Article Text
Abstract
Introduction Neisseria gonorrhoeae shows increasing resistance to first line empirical treatment, which demonstrates the need for robust methods to evaluate antibiotic treatment regimens. Antibiotic efficacy is traditionally determined in vitro by measuring minimum inhibitory concentrations (MICs). Time-kill curve assays for N. gonorrhoeae have been difficult to standardise. We developed a new time-kill curve assay and used pharmacodynamics functions to analyse the relationship between antibiotic concentration and bacterial net growth rate.
Methods We used a defined medium (Graver-Wade medium) and grew bacteria in 96-well microtiter plates. To measure colony forming units over a time course of six hours, we used a previously described drop plate method and spotted 10 µl droplets on chocolate agar with a multichannel pipette. The assay was validated using 16 reference strains, representing diffent clades of the N. gonorrhoeae phylogenetic tree. We then studied a highly sensitive strain isolated in 1954 in Denmark in detail. Penicillin G, spectinomycin, gentamicin, tetracyline, chloramphenicol, ciprofloxacin, azithromycin, cefixime and ceftriaxone were examined in concentrations from 0.016× to 16×MIC. A pharmacodynamic function was fitted to the net bacterial growth rates at each concentration, resulting in four parameters that describe the pharmacodynamic properties of each antibiotic.
Results Our time-kill curve assay was reproducible for all the N. gonorrhoeae strains tested. Ciprofloxacin and spectinomycin induced the strongest bactericidal effect during the first six hours. Tetracycline and chloramphenicol were the only antibiotics that showed a purely bacteriostatic effect. Differences in the shape of the pharmacodynamic functions illustrate the time and concentration dependent properties of the antibiotics.

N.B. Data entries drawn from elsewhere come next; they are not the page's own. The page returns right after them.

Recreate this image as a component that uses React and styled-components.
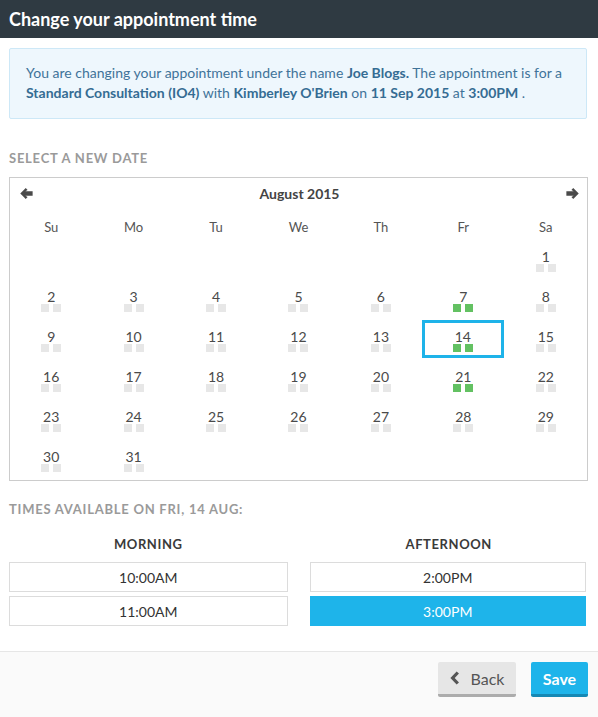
import React from "react";
import styled, { createGlobalStyle } from "styled-components";

const GlobalStyle = createGlobalStyle`
  html, body {
    margin: 0;
    padding: 0;
    background: #fff;
    font-family: Lato, "Open Sans", sans-serif;
    color: #555;
  }
`;

const Page = styled.div`
  width: 598px;
  height: 717px;
  display: flex;
  flex-direction: column;
  overflow: hidden;
`;

const TitleBar = styled.div`
  height: 38px;
  background: #2f3a42;
  color: #fff;
  font-size: 18px;
  font-weight: 700;
  line-height: 38px;
  padding-left: 9px;
`;

const Body = styled.div`
  flex: 1;
  padding: 10px 10px 0 9px;
`;

const Notice = styled.div`
  background: #eef7fd;
  border: 1px solid #cde8f7;
  border-radius: 2px;
  color: #3f7399;
  font-size: 14px;
  line-height: 20px;
  padding: 14px 15px 15px 16px;
  margin-right: 1px;

  b {
    font-weight: 700;
    color: #356c93;
  }
`;

const SectionLabel = styled.div`
  margin-top: ${(p) => p.top}px;
  color: #9a9a9a;
  font-size: 13px;
  font-weight: 700;
  letter-spacing: 0.75px;
  line-height: 16px;
  text-transform: uppercase;
`;

const Calendar = styled.div`
  margin-top: 11px;
  border: 1px solid #ccc;
`;

const NavRow = styled.div`
  height: 31px;
  display: flex;
  align-items: center;
  justify-content: space-between;
  padding: 0 8px 0 10px;
`;

const NavButton = styled.span`
  display: flex;
  width: 13px;
  height: 13px;
  color: #4a4a4a;
`;

const MonthTitle = styled.div`
  font-size: 14px;
  font-weight: 700;
  color: #444;
`;

const Grid = styled.div`
  display: grid;
  grid-template-columns: repeat(7, 1fr);
`;

const WeekDay = styled.div`
  text-align: center;
  font-size: 13px;
  line-height: 16px;
  color: #555;
  padding: 10px 0 5px;
`;

const DayCell = styled.div`
  height: 38px;
  margin-bottom: 2px;
  box-sizing: border-box;
  border: 3px solid ${(p) => (p.selected ? "#1eb3e9" : "transparent")};
  margin-right: ${(p) => (p.selected ? "1px" : "0")};
  display: flex;
  flex-direction: column;
  align-items: center;
  padding-top: 6px;
`;

const DayNumber = styled.div`
  font-size: 14px;
  line-height: 15px;
  color: #4a4a4a;
`;

const Slots = styled.div`
  display: flex;
  gap: 4px;
`;

const Slot = styled.span`
  width: 8px;
  height: 8px;
  background: ${(p) => (p.open ? "#63c162" : "#e7e7e7")};
`;

const Periods = styled.div`
  display: grid;
  grid-template-columns: 1fr 1fr;
  column-gap: 22px;
  margin-top: 19px;
`;

const Period = styled.div`
  display: flex;
  flex-direction: column;
  gap: 4px;
`;

const PeriodTitle = styled.div`
  text-align: center;
  font-size: 13px;
  font-weight: 700;
  letter-spacing: 0.6px;
  line-height: 16px;
  color: #3a3a3a;
  margin-bottom: 6px;
`;

const TimeButton = styled.div`
  height: 30px;
  box-sizing: border-box;
  border: 1px solid ${(p) => (p.active ? "#1eb4ea" : "#dcdcdc")};
  background: ${(p) => (p.active ? "#1eb4ea" : "#fff")};
  color: ${(p) => (p.active ? "#fff" : "#333")};
  font-size: 14px;
  display: flex;
  align-items: center;
  justify-content: center;
  margin-right: ${(p) => (p.right ? "2px" : "0")};
`;

const Footer = styled.div`
  height: 66px;
  box-sizing: border-box;
  border-top: 1px solid #e6e6e6;
  background: #fafafa;
  display: flex;
  justify-content: flex-end;
  align-items: flex-start;
  gap: 15px;
  padding: 10px 10px 0 0;
`;

const Button = styled.button`
  height: 35px;
  width: ${(p) => (p.primary ? "57px" : "78px")};
  box-sizing: border-box;
  border: none;
  border-radius: 2px;
  border-bottom: 3px solid ${(p) => (p.primary ? "#1588b4" : "#acacac")};
  background: ${(p) => (p.primary ? "#1eb4ea" : "#e6e6e6")};
  color: ${(p) => (p.primary ? "#fff" : "#555")};
  font-family: Lato, sans-serif;
  font-size: 16px;
  font-weight: ${(p) => (p.primary ? 700 : 400)};
  padding: 0;
  display: flex;
  align-items: center;
  justify-content: center;
  gap: 11px;
`;

const ArrowLeft = () => (
  <svg viewBox="0 0 14 13" width="13" height="13" fill="currentColor">
    <path d="M0.3 6.5 L6.2 0.6 L8.2 2.6 L5.8 4.1 L13.6 4.1 L13.6 8.9 L5.8 8.9 L8.2 10.4 L6.2 12.4 Z" />
  </svg>
);

const ArrowRight = () => (
  <svg viewBox="0 0 14 13" width="13" height="13" fill="currentColor">
    <path d="M13.7 6.5 L7.8 0.6 L5.8 2.6 L8.2 4.1 L0.4 4.1 L0.4 8.9 L8.2 8.9 L5.8 10.4 L7.8 12.4 Z" />
  </svg>
);

const Chevron = () => (
  <svg viewBox="0 0 10 14" width="10" height="14">
    <polyline points="7.8,1.5 2.6,7 7.8,12.5" fill="none" stroke="#555" strokeWidth="3.2" />
  </svg>
);

const weekDays = ["Su", "Mo", "Tu", "We", "Th", "Fr", "Sa"];
const openDays = [7, 14, 21];

export default function App() {
  const cells = [];
  for (let i = 0; i < 6; i++) cells.push(null);
  for (let d = 1; d <= 31; d++) cells.push(d);

  return (
    <Page>
      <GlobalStyle />
      <TitleBar>Change your appointment time</TitleBar>
      <Body>
        <Notice>
          You are changing your appointment under the name <b>Joe Blogs.</b> The appointment is for a{" "}
          <b>Standard Consultation (IO4)</b> with <b>Kimberley O'Brien</b> on <b>11 Sep 2015</b> at{" "}
          <b>3:00PM</b> .
        </Notice>

        <SectionLabel top={31}>Select a new date</SectionLabel>
        <Calendar>
          <NavRow>
            <NavButton>
              <ArrowLeft />
            </NavButton>
            <MonthTitle>August 2015</MonthTitle>
            <NavButton>
              <ArrowRight />
            </NavButton>
          </NavRow>
          <Grid>
            {weekDays.map((w) => (
              <WeekDay key={w}>{w}</WeekDay>
            ))}
            {cells.map((d, i) =>
              d === null ? (
                <DayCell key={"e" + i} />
              ) : (
                <DayCell key={d} selected={d === 14}>
                  <DayNumber>{d}</DayNumber>
                  <Slots>
                    <Slot open={openDays.includes(d)} />
                    <Slot open={openDays.includes(d)} />
                  </Slots>
                </DayCell>
              )
            )}
          </Grid>
        </Calendar>

        <SectionLabel top={20}>Times available on Fri, 14 Aug:</SectionLabel>
        <Periods>
          <Period>
            <PeriodTitle>MORNING</PeriodTitle>
            <TimeButton>10:00AM</TimeButton>
            <TimeButton>11:00AM</TimeButton>
          </Period>
          <Period>
            <PeriodTitle>AFTERNOON</PeriodTitle>
            <TimeButton right>2:00PM</TimeButton>
            <TimeButton right active>
              3:00PM
            </TimeButton>
          </Period>
        </Periods>
      </Body>
      <Footer>
        <Button>
          <Chevron />
          Back
        </Button>
        <Button primary>Save</Button>
      </Footer>
    </Page>
  );
}
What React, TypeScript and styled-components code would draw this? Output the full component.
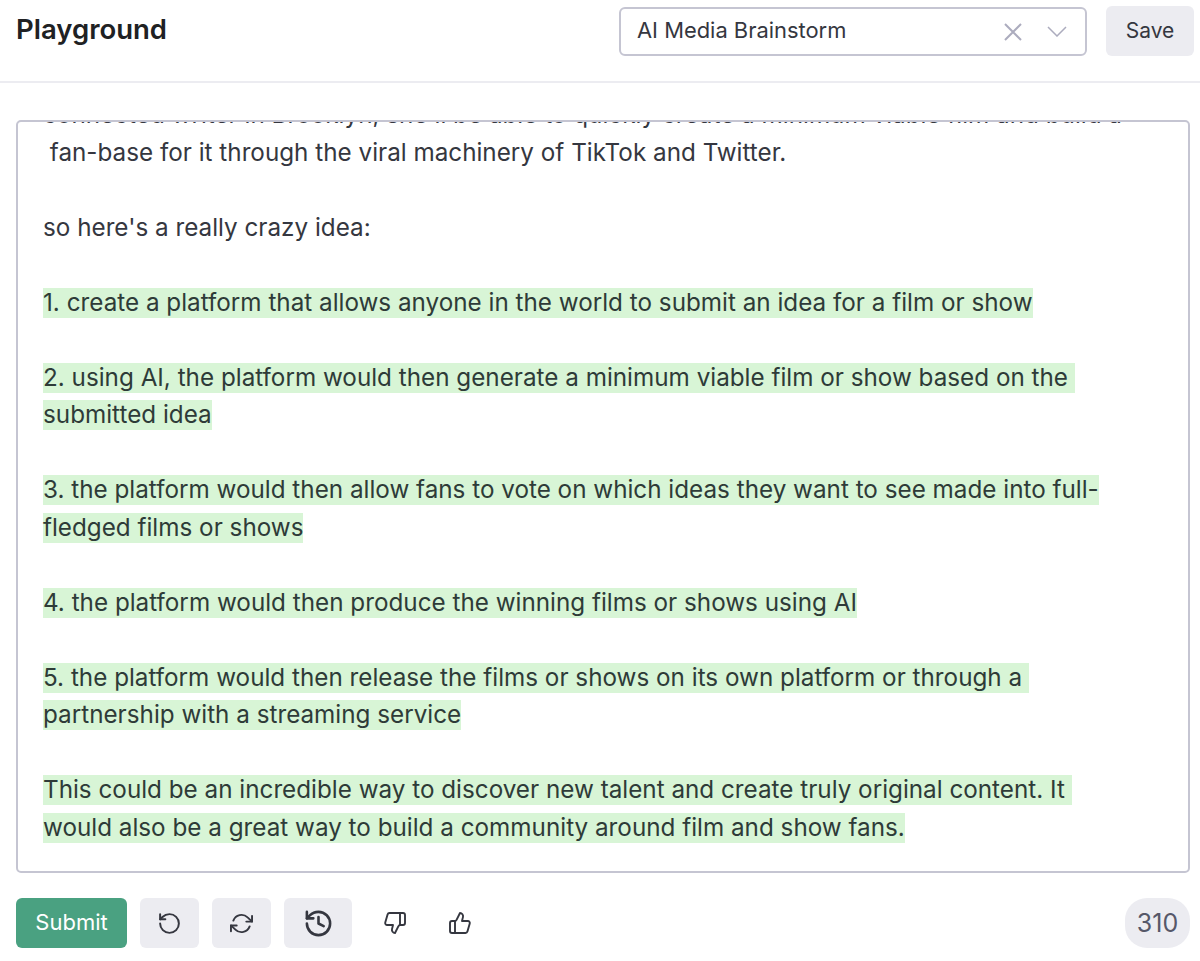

Conclusion We developed a standardised, robust and quality-assured time-kill curve assay for N. gonorrhoeae. Pharmacodynamic functions allowed classification of nine antibiotics according to their antimicrobial properties. These methods can be used to investigate new antibiotic regimens and help to improve dosing strategies.
Disclosure of interest statement This work was supported by SystemsX, Switzerland, Örebro County Council Research Committee and the Foundation for Medical Research at Örebro University Hospital, Sweden.